Problem to solve: Every line that contains the word "this" should be copied.

Available data:

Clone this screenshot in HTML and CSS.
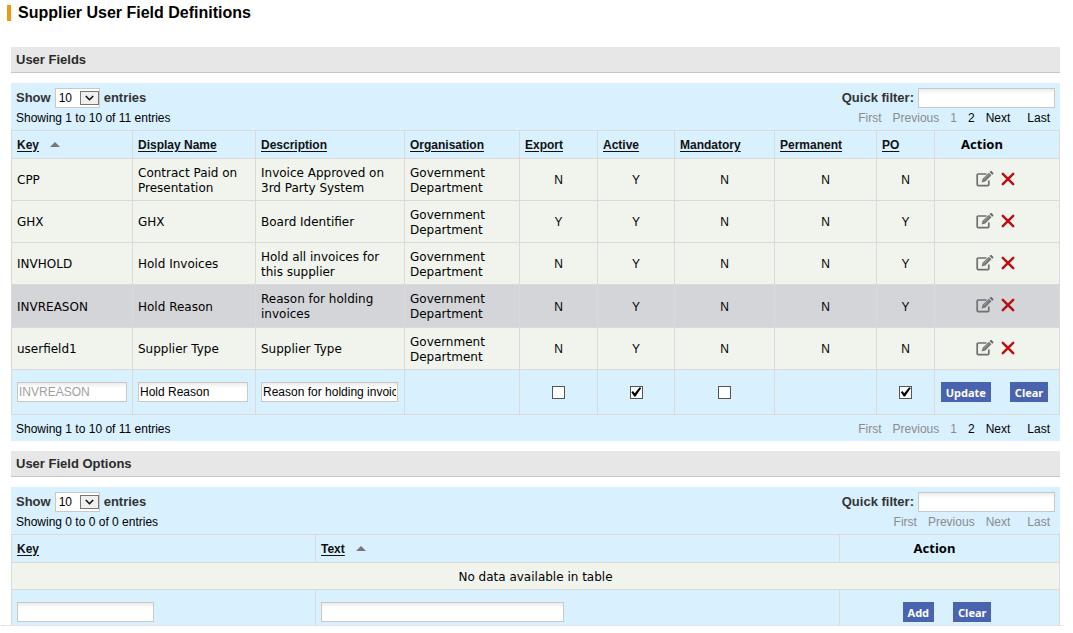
FILE: index.html
```html
<!DOCTYPE html>
<html lang="en">
<head>
<meta charset="utf-8">
<title>Supplier User Field Definitions</title>
<link rel="stylesheet" href="styles.css">
</head>
<body>
<svg class="sprites" aria-hidden="true">
  <symbol id="edit" viewBox="0 0 18 16">
    <path d="M10.5 3H2.2Q1.2 3 1.2 4v9.6q0 1 1 1h9.6q1 0 1-1V9.5" fill="none" stroke="#707070" stroke-width="1.7"/>
    <path d="M5.6 11.6l1-3.8 6.3-6.1 2.6 2.6-6.2 6.2z" fill="#777"/>
    <path d="M13.6 1l1-.9q.5-.3.9 0l1.8 1.8q.3.5 0 .9l-1 .9z" fill="#666"/>
    <path d="M7.6 8.6l5-4.9" stroke="#bbb" stroke-width=".6"/>
  </symbol>
  <symbol id="cross" viewBox="0 0 14 14">
    <path d="M1.8 1.8l10.4 10.4M12.2 1.8L1.8 12.2" fill="none" stroke="#b90f16" stroke-width="2.5" stroke-linecap="round"/>
  </symbol>
  <symbol id="drop" viewBox="0 0 19 14">
    <rect x=".5" y=".5" width="18" height="13" fill="#efefef" stroke="#777"/>
    <path d="M5.8 5l3.7 3.7L13.2 5" fill="none" stroke="#111" stroke-width="1.6"/>
  </symbol>
  <symbol id="sort" viewBox="0 0 10 5"><path d="M0 5L5 0l5 5z" fill="#777"/></symbol>
</svg>
<main class="page">
  <h1 class="title">Supplier User Field Definitions</h1>

  <section class="section">
    <h2 class="heading">User Fields</h2>
    <div class="panel">
      <div class="bar">
        <label class="length">Show <span class="pick"><select><option>10</option></select><svg class="drop"><use href="#drop"/></svg></span> entries</label>
        <label class="filter">Quick filter: <input class="field filter-box" type="text"></label>
      </div>
      <div class="status">
        <span>Showing 1 to 10 of 11 entries</span>
        <nav class="pager"><a class="off">First</a><a class="off">Previous</a><a class="off">1</a><a href="#p2">2</a><a href="#next">Next</a><a class="last" href="#last">Last</a></nav>
      </div>
      <table class="grid">
        <colgroup><col class="c-key"><col class="c-name"><col class="c-desc"><col class="c-org"><col class="c-exp"><col class="c-act"><col class="c-man"><col class="c-perm"><col class="c-po"><col class="c-action"></colgroup>
        <thead>
          <tr><th><a href="#key">Key</a><svg class="sort"><use href="#sort"/></svg></th><th><a href="#name">Display Name</a></th><th><a href="#desc">Description</a></th><th><a href="#org">Organisation</a></th><th><a href="#exp">Export</a></th><th><a href="#act">Active</a></th><th><a href="#man">Mandatory</a></th><th><a href="#perm">Permanent</a></th><th><a href="#po">PO</a></th><th class="action-head">Action</th></tr>
        </thead>
        <tbody>
          <tr><td>CPP</td><td>Contract Paid on Presentation</td><td>Invoice Approved on 3rd Party System</td><td>Government Department</td><td class="flag">N</td><td class="flag">Y</td><td class="flag">N</td><td class="flag">N</td><td class="flag">N</td><td><div class="tools"><button class="tool" aria-label="Edit"><svg class="edit"><use href="#edit"/></svg></button><button class="tool" aria-label="Delete"><svg class="cross"><use href="#cross"/></svg></button></div></td></tr>
          <tr><td>GHX</td><td>GHX</td><td>Board Identifier</td><td>Government Department</td><td class="flag">Y</td><td class="flag">Y</td><td class="flag">N</td><td class="flag">N</td><td class="flag">Y</td><td><div class="tools"><button class="tool" aria-label="Edit"><svg class="edit"><use href="#edit"/></svg></button><button class="tool" aria-label="Delete"><svg class="cross"><use href="#cross"/></svg></button></div></td></tr>
          <tr><td>INVHOLD</td><td>Hold Invoices</td><td>Hold all invoices for this supplier</td><td>Government Department</td><td class="flag">N</td><td class="flag">Y</td><td class="flag">N</td><td class="flag">N</td><td class="flag">Y</td><td><div class="tools"><button class="tool" aria-label="Edit"><svg class="edit"><use href="#edit"/></svg></button><button class="tool" aria-label="Delete"><svg class="cross"><use href="#cross"/></svg></button></div></td></tr>
          <tr class="selected"><td>INVREASON</td><td>Hold Reason</td><td>Reason for holding invoices</td><td>Government Department</td><td class="flag">N</td><td class="flag">Y</td><td class="flag">N</td><td class="flag">N</td><td class="flag">Y</td><td><div class="tools"><button class="tool" aria-label="Edit"><svg class="edit"><use href="#edit"/></svg></button><button class="tool" aria-label="Delete"><svg class="cross"><use href="#cross"/></svg></button></div></td></tr>
          <tr><td>userfield1</td><td>Supplier Type</td><td>Supplier Type</td><td>Government Department</td><td class="flag">N</td><td class="flag">Y</td><td class="flag">N</td><td class="flag">N</td><td class="flag">N</td><td><div class="tools"><button class="tool" aria-label="Edit"><svg class="edit"><use href="#edit"/></svg></button><button class="tool" aria-label="Delete"><svg class="cross"><use href="#cross"/></svg></button></div></td></tr>
        </tbody>
        <tfoot>
          <tr><td><input class="field short" type="text" value="INVREASON" aria-label="Key" disabled></td><td><input class="field short" type="text" value="Hold Reason" aria-label="Display Name"></td><td><input class="field wide" type="text" value="Reason for holding invoices" aria-label="Description"></td><td></td><td class="flag"><input class="tick" type="checkbox" aria-label="Export"></td><td class="flag"><input class="tick" type="checkbox" aria-label="Active" checked></td><td class="flag"><input class="tick" type="checkbox" aria-label="Mandatory"></td><td></td><td class="flag"><input class="tick" type="checkbox" aria-label="PO" checked></td><td><div class="buttons"><button class="btn">Update</button><button class="btn">Clear</button></div></td></tr>
        </tfoot>
      </table>
      <div class="status bottom">
        <span>Showing 1 to 10 of 11 entries</span>
        <nav class="pager"><a class="off">First</a><a class="off">Previous</a><a class="off">1</a><a href="#p2">2</a><a href="#next">Next</a><a class="last" href="#last">Last</a></nav>
      </div>
    </div>
  </section>

  <section class="section">
    <h2 class="heading">User Field Options</h2>
    <div class="panel">
      <div class="bar">
        <label class="length">Show <span class="pick"><select><option>10</option></select><svg class="drop"><use href="#drop"/></svg></span> entries</label>
        <label class="filter">Quick filter: <input class="field filter-box" type="text"></label>
      </div>
      <div class="status">
        <span>Showing 0 to 0 of 0 entries</span>
        <nav class="pager"><a class="off">First</a><a class="off">Previous</a><a class="off">Next</a><a class="off last">Last</a></nav>
      </div>
      <table class="grid">
        <colgroup><col class="o-key"><col class="o-text"><col class="o-action"></colgroup>
        <thead>
          <tr><th><a href="#okey">Key</a></th><th><a href="#otext">Text</a><svg class="sort"><use href="#sort"/></svg></th><th class="action-head">Action</th></tr>
        </thead>
        <tbody>
          <tr class="empty"><td colspan="3">No data available in table</td></tr>
        </tbody>
        <tfoot>
          <tr><td><input class="field option-key" type="text" aria-label="Key"></td><td><input class="field option-text" type="text" aria-label="Text"></td><td><div class="buttons"><button class="btn">Add</button><button class="btn">Clear</button></div></td></tr>
        </tfoot>
      </table>
    </div>
  </section>
</main>
</body>
</html>
```
FILE: styles.css
```css
* { box-sizing: border-box; }
body { margin: 0; background: #fff; color: #000; font-family: "Liberation Sans", Arial, sans-serif; font-size: 12px; line-height: 14px; }
.sprites { display: none; }
.page { height: calc(100vh - 7px); margin: 0 9px 0 1px; overflow: hidden; border-bottom: 1px solid #e3e3e3; padding: 5px 4px 0 6px; }
.title { margin: 0 0 26px; border-left: 4px solid #ee9711; padding-left: 7px; font-size: 16px; line-height: 16px; }
.section { margin: 0 0 10px 4px; }
.heading { margin: 0 0 10px; height: 26px; padding: 0 5px; border-bottom: 1px solid #c6c6c6; background: #e7e7e7; color: #2b2b2b; font-size: 13px; line-height: 25px; }
.panel { background: #d9f0ff; }
.bar { display: flex; justify-content: space-between; padding: 5px 5px 0; color: #333; font-size: 13px; font-weight: bold; }
.length, .filter { display: flex; align-items: center; gap: 4px; height: 20px; }
.pick { position: relative; display: flex; }
.pick select { appearance: none; width: 45px; height: 20px; border: 1px solid #c8c8c8; border-radius: 0; background: #fff; padding: 0 3px; color: #000; font: 12px "Liberation Sans", Arial, sans-serif; }
.drop { position: absolute; top: 3px; right: 1px; width: 19px; height: 14px; pointer-events: none; }
.field { display: block; width: 100%; height: 20px; border: 1px solid #c8c8c8; border-radius: 0; background: linear-gradient(#ececec, #fff 5px); padding: 0 1px; color: #000; font: 12px "Liberation Sans", Arial, sans-serif; }
.field:disabled { color: #a0a0a0; }
.filter-box { width: 137px; }
.status { display: flex; justify-content: space-between; align-items: center; height: 22px; padding: 0 10px 2px 5px; }
.bottom { height: 26px; padding-top: 4px; }
.pager { display: flex; gap: 11px; }
.pager a { color: #000; text-decoration: none; }
.pager .off { color: #8b8b8b; }
.pager .last { margin-left: 6px; }
.grid { width: 100%; table-layout: fixed; border-collapse: collapse; font-family: "DejaVu Sans", Verdana, sans-serif; }
.c-key { width: 121px; }
.c-name { width: 123px; }
.c-desc { width: 149px; }
.c-org { width: 115px; }
.c-exp { width: 78px; }
.c-act { width: 77px; }
.c-man { width: 100px; }
.c-perm { width: 102px; }
.c-po { width: 58px; }
.c-action { width: 125px; }
.o-key { width: 304px; }
.o-text { width: 524px; }
.o-action { width: 220px; }
.grid th, .grid td { height: 42px; border: 1px solid #dadada; padding: 0 5px; text-align: left; }
.grid th { height: 28px; font-family: "Liberation Sans", Arial, sans-serif; }
.grid th a { color: #111; text-decoration: underline; text-underline-offset: 2px; }
.grid .action-head { padding: 0 35px 2px 5px; text-align: center; font-family: "Noto Sans", Verdana, sans-serif; font-size: 13px; }
.grid tbody td { background: #f0f4ed; padding-top: 2px; line-height: 15px; }
.grid .selected td { height: 43px; background: #d4d5d9; }
.grid .flag { text-align: center; font-family: "Liberation Sans", Arial, sans-serif; }
.grid .empty td { height: 27px; text-align: center; }
.grid tfoot td { height: 45px; }
.sort { width: 10px; height: 5px; margin: 0 0 2px 11px; }
.tools { display: flex; justify-content: center; align-items: center; gap: 7px; padding: 0 4px 4px 0; }
.tool { display: flex; border: 0; background: none; padding: 0; }
.edit { width: 18px; height: 16px; }
.cross { width: 14px; height: 14px; }
.tick { appearance: none; display: block; width: 13px; height: 13px; margin: 0 auto; border: 1px solid #555; background: #fff; }
.tick:checked::before { content: ""; display: block; width: 11px; height: 11px; background: #000; clip-path: polygon(8% 52%, 22% 42%, 38% 62%, 84% 6%, 98% 14%, 46% 92%, 34% 92%); }
.buttons { display: flex; justify-content: center; gap: 19px; padding-right: 5px; }
.btn { height: 20px; border: 0; background: #4a63ae; padding: 0 5px; color: #fff; font: bold 11px "Noto Sans", Verdana, sans-serif; }
.short { max-width: 110px; }
.wide { max-width: 137px; }
.option-key { width: 137px; }
.option-text { width: 243px; }
```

Task result:
Clone this screenshot in HTML and CSS.
          <tr><td>INVHOLD</td><td>Hold Invoices</td><td>Hold all invoices for this supplier</td><td>Government Department</td><td class="flag">N</td><td class="flag">Y</td><td class="flag">N</td><td class="flag">N</td><td class="flag">Y</td><td><div class="tools"><button class="tool" aria-label="Edit"><svg class="edit"><use href="#edit"/></svg></button><button class="tool" aria-label="Delete"><svg class="cross"><use href="#cross"/></svg></button></div></td></tr>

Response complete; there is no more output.